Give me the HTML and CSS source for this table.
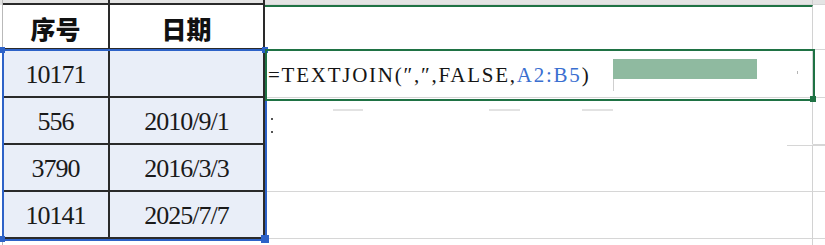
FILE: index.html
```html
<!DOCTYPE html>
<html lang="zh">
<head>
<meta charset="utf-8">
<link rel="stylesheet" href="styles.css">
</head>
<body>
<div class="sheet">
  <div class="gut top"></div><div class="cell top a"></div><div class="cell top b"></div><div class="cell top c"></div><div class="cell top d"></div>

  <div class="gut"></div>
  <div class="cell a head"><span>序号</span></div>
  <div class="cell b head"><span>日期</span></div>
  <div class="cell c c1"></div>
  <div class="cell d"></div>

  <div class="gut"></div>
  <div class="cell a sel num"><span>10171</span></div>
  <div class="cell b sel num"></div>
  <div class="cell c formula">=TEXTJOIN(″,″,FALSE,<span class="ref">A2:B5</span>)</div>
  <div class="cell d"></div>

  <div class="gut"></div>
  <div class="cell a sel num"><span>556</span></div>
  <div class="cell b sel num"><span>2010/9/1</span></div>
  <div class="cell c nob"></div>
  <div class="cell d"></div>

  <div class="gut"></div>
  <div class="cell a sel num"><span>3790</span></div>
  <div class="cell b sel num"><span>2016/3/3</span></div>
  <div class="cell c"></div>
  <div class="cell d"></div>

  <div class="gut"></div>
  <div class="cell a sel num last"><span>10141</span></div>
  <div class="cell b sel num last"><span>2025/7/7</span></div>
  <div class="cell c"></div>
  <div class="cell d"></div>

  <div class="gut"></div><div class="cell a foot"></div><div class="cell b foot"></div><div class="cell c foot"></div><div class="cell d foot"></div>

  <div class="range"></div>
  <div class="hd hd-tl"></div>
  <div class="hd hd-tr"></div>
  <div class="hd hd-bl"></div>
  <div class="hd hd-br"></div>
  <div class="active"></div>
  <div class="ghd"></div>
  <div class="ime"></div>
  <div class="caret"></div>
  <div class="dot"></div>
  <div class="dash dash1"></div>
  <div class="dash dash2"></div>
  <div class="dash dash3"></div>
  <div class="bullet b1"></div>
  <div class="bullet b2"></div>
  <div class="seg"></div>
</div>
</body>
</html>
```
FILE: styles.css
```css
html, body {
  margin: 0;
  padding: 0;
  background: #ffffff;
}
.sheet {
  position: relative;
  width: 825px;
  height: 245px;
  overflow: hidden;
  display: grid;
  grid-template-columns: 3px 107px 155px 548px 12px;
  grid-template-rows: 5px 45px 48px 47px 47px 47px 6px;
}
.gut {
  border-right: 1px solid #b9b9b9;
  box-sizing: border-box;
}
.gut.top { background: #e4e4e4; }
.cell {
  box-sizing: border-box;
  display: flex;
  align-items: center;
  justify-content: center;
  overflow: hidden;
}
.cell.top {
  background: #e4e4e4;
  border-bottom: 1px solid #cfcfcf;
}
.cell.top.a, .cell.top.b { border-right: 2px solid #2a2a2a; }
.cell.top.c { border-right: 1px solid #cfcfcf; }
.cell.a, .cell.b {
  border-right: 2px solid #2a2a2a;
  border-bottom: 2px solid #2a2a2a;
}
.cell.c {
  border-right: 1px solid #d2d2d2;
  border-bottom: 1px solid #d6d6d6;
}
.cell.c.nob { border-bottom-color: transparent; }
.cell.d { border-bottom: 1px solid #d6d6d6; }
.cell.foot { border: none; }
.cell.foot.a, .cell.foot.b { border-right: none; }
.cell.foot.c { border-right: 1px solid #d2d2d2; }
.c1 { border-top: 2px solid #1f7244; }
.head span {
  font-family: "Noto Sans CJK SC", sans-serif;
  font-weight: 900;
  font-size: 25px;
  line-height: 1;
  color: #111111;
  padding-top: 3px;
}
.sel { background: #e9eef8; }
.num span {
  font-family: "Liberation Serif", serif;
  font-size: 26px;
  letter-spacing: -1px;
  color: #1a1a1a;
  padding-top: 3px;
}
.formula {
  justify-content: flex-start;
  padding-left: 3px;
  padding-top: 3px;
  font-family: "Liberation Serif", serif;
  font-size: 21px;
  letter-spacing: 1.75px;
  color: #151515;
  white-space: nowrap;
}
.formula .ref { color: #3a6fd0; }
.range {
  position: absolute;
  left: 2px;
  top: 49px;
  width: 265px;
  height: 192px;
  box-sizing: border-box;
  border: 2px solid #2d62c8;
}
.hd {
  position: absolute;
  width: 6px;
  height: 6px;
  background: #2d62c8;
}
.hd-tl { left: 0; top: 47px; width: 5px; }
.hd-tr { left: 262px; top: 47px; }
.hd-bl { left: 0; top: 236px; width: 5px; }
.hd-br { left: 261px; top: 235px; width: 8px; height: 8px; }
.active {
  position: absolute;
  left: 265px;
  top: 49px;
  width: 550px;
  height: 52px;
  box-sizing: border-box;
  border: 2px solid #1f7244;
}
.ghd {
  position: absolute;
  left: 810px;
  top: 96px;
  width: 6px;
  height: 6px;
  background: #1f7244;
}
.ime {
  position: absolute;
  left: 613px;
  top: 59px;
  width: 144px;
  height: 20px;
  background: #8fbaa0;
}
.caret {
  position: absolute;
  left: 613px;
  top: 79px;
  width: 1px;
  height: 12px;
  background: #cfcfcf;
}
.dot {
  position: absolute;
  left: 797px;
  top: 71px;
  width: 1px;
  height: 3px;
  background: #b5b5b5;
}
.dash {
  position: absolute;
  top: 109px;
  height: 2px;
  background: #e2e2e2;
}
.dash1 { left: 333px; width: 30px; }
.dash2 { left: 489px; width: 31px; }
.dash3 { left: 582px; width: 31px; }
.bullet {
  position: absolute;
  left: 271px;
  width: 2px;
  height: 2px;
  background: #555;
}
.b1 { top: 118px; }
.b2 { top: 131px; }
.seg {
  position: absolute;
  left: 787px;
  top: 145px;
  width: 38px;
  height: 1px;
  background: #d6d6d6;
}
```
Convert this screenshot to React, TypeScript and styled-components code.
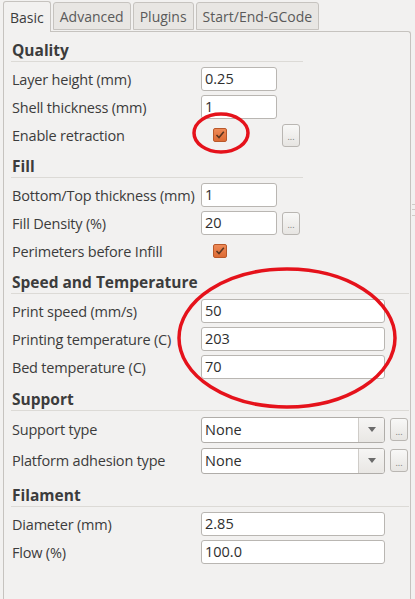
• • • •
§ **What you have to do**
Look through the entries above and report each line where the string "this" occurs.

§ **Final result**
Give me the HTML and CSS source for this table.
Convert this screenshot to React, TypeScript and styled-components code.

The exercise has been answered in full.